**Required work**
Transcribe all of the data exactly. Omit the pictures.

**Supplied information**
—————

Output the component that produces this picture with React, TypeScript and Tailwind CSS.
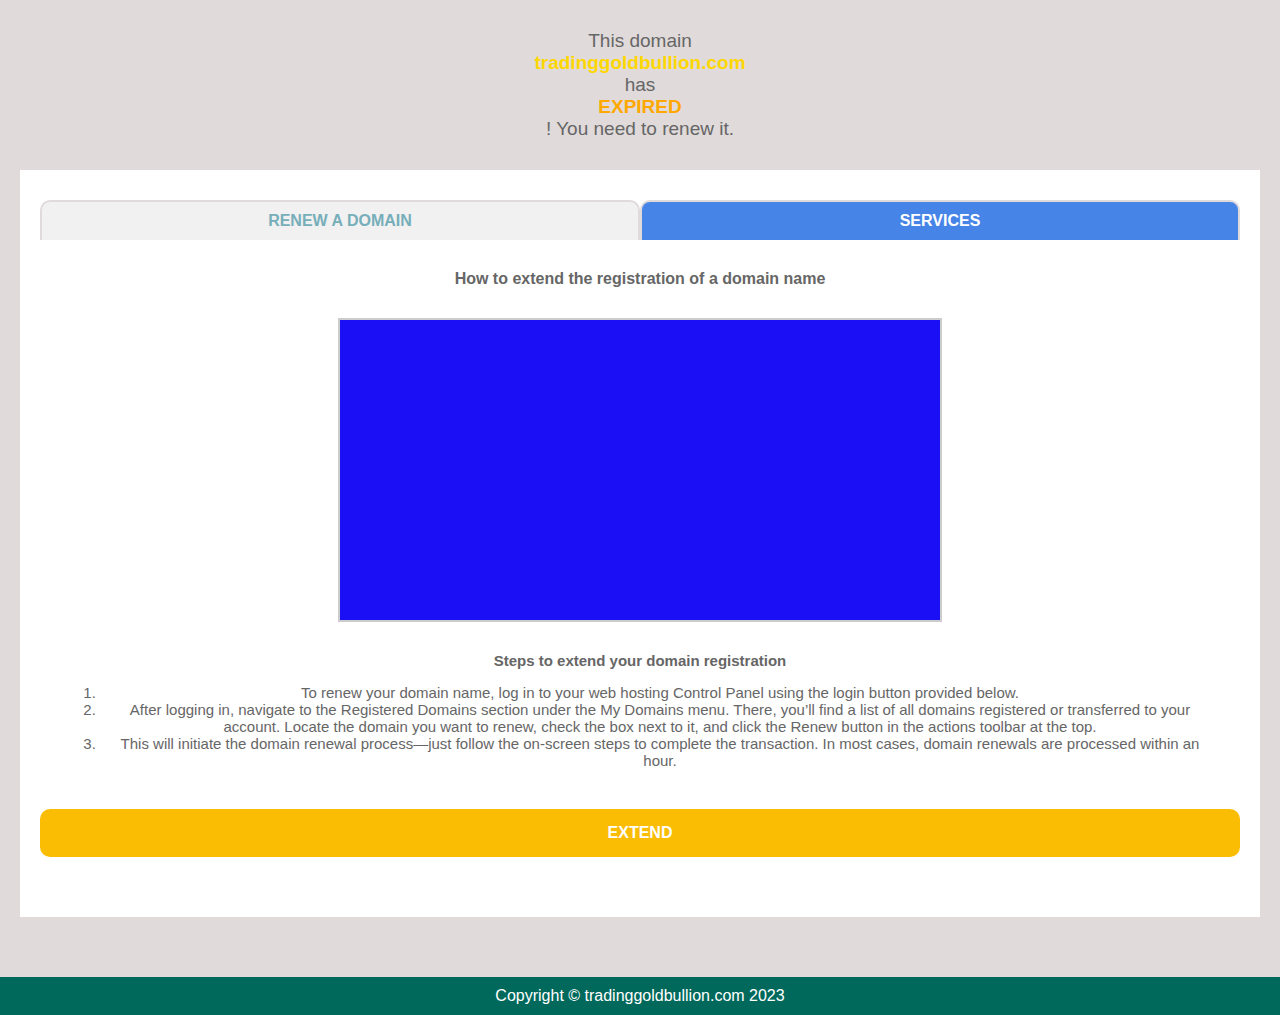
const steps = [
  'To renew your domain name, log in to your web hosting Control Panel using the login button provided below.',
  'After logging in, navigate to the Registered Domains section under the My Domains menu. There, you’ll find a list of all domains registered or transferred to your account. Locate the domain you want to renew, check the box next to it, and click the Renew button in the actions toolbar at the top.',
  'This will initiate the domain renewal process—just follow the on-screen steps to complete the transaction. In most cases, domain renewals are processed within an hour.',
];

export default function App() {
  return (
    <div className="flex min-h-screen flex-col bg-[#e0dada] text-center font-['Liberation_Sans',Arial,sans-serif] text-[#666]">
      <header className="flex flex-col items-center py-[30px] text-[19px] leading-[22px]">
        <span>This domain</span>
        <strong className="text-[#ffd700]">tradinggoldbullion.com</strong>
        <span>has</span>
        <strong className="text-[#ffa800]">EXPIRED</strong>
        <span>! You need to renew it.</span>
      </header>

      <main className="mx-5 bg-white px-5 pt-[30px] pb-[60px]">
        <nav className="grid grid-cols-2 text-base font-bold">
          <button type="button" className="h-10 rounded-t-[10px] border-2 border-b-0 border-[#e0dada] bg-[#f1f1f1] text-[#76aeb9]">
            RENEW A DOMAIN
          </button>
          <button type="button" className="h-10 rounded-t-[10px] border-2 border-b-0 border-[#e0dada] bg-[#4684e7] text-white">
            SERVICES
          </button>
        </nav>

        <section>
          <h1 className="mt-[30px] text-base leading-[18px] font-bold">How to extend the registration of a domain name</h1>
          <div className="mx-auto mt-[30px] h-[304px] w-full max-w-[604px] border-2 border-[#ccc] bg-[#1b10f5]" />
          <h2 className="mt-[30px] text-[15px] leading-[17px] font-bold">Steps to extend your domain registration</h2>
          <ol className="mx-5 mt-[15px] list-decimal pl-10 text-[15px] leading-[17px]">
            {steps.map((step) => (
              <li key={step} className="px-2">
                {step}
              </li>
            ))}
          </ol>
        </section>

        <button type="button" className="mt-10 h-12 w-full rounded-[10px] bg-[#fabd03] text-base font-bold text-white">
          EXTEND
        </button>
      </main>

      <footer className="mt-[60px] bg-[#00695c] py-[10px] text-base leading-[18px] text-white">
        Copyright © tradinggoldbullion.com 2023
      </footer>
    </div>
  );
}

—————

**Result of the task**
Output the component that produces this picture with React, TypeScript and Tailwind CSS.
const steps = [
  'To renew your domain name, log in to your web hosting Control Panel using the login button provided below.',
  'After logging in, navigate to the Registered Domains section under the My Domains menu. There, you’ll find a list of all domains registered or transferred to your account. Locate the domain you want to renew, check the box next to it, and click the Renew button in the actions toolbar at the top.',
  'This will initiate the domain renewal process—just follow the on-screen steps to complete the transaction. In most cases, domain renewals are processed within an hour.',
];

export default function App() {
  return (
    <div className="flex min-h-screen flex-col bg-[#e0dada] text-center font-['Liberation_Sans',Arial,sans-serif] text-[#666]">
      <header className="flex flex-col items-center py-[30px] text-[19px] leading-[22px]">
        <span>This domain</span>
        <strong className="text-[#ffd700]">tradinggoldbullion.com</strong>
        <span>has</span>
        <strong className="text-[#ffa800]">EXPIRED</strong>
        <span>! You need to renew it.</span>
      </header>

      <main className="mx-5 bg-white px-5 pt-[30px] pb-[60px]">
        <nav className="grid grid-cols-2 text-base font-bold">
          <button type="button" className="h-10 rounded-t-[10px] border-2 border-b-0 border-[#e0dada] bg-[#f1f1f1] text-[#76aeb9]">
            RENEW A DOMAIN
          </button>
          <button type="button" className="h-10 rounded-t-[10px] border-2 border-b-0 border-[#e0dada] bg-[#4684e7] text-white">
            SERVICES
          </button>
        </nav>

        <section>
          <h1 className="mt-[30px] text-base leading-[18px] font-bold">How to extend the registration of a domain name</h1>
          <div className="mx-auto mt-[30px] h-[304px] w-full max-w-[604px] border-2 border-[#ccc] bg-[#1b10f5]" />
          <h2 className="mt-[30px] text-[15px] leading-[17px] font-bold">Steps to extend your domain registration</h2>
          <ol className="mx-5 mt-[15px] list-decimal pl-10 text-[15px] leading-[17px]">
            {steps.map((step) => (
              <li key={step} className="px-2">
                {step}
              </li>
            ))}
          </ol>
        </section>

        <button type="button" className="mt-10 h-12 w-full rounded-[10px] bg-[#fabd03] text-base font-bold text-white">
          EXTEND
        </button>
      </main>

      <footer className="mt-[60px] bg-[#00695c] py-[10px] text-base leading-[18px] text-white">
        Copyright © tradinggoldbullion.com 2023
      </footer>
    </div>
  );
}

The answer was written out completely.